The committee--also including Marta Domingo, Mia Frost, Leonore Greenberg, Joan Hotchkis, Joan Thompson, Emily Severinsen, Terry Stanfill, Nancy Vreeland and Maggie Wetzel--is hoping opening gala-goers will dress to the hilt with elegant gowns and lots of polish. The men will settle for black tie; the ultimate white tie, more or less, hasn’t been seen at opera events in Los Angeles since the memorable 1960s white-tie openings at the Shrine, though it’s still the staple for the poshest debutante balls.

In San Francisco, the tradition of formality at the opera is so ingrained that invitations for the gala opening Sept. 11 of “The Barber of Seville” at the War Memorial Opera House don’t specify either white or black tie. First-nighters will attend in either for the San Francisco Opera Guild’s pre-performance 5 p.m. cocktails and dinner on the courtyard adjacent to the opera house and the post-performance supper dancing affair until 2 a.m.
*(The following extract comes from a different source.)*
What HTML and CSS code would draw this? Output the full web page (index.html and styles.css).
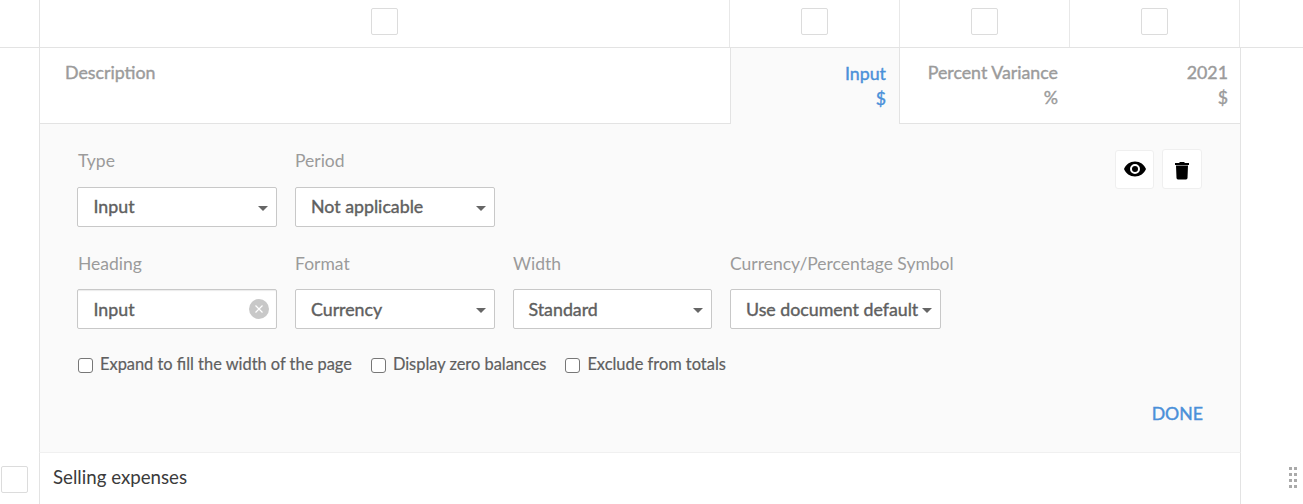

Mrs. Charles Gillespie and Miss Diane Lynn Morris co-chair that party, which will be tented with garlands of flowers like a formal fairyland. Then, there’s the Metropolitan Opera Club in New York. Gentlemen wear white tie, sit in boxes together as a club, and their wives mingle in another area.

DEBUTANTES: The Assistance League of Long Beach hosts its 28th annual Presentation Ball on Saturday in the Grand Ballroom of the Hyatt Regency. Today, debutantes Brynn Fraser, Kelly Elmore, Alecia Beebe and Erin Brockman entertain at a beach party; the rehearsal dinner is Thursday. Already debutantes Julie Jones, Lora Stansbury-Weiss, Stacy Berg and Jenny Niles have staged a Western party, and Jena Rummel, Cynthia Chambers, Norma Saatjian and Robin Coleman have put on a ‘50s hop. President Mrs. Henry Schaffner has named Mrs. Philip McCafferty ball chairman. Others assisting are Mrs. Richard Watkins and Mrs. Charles Westlund.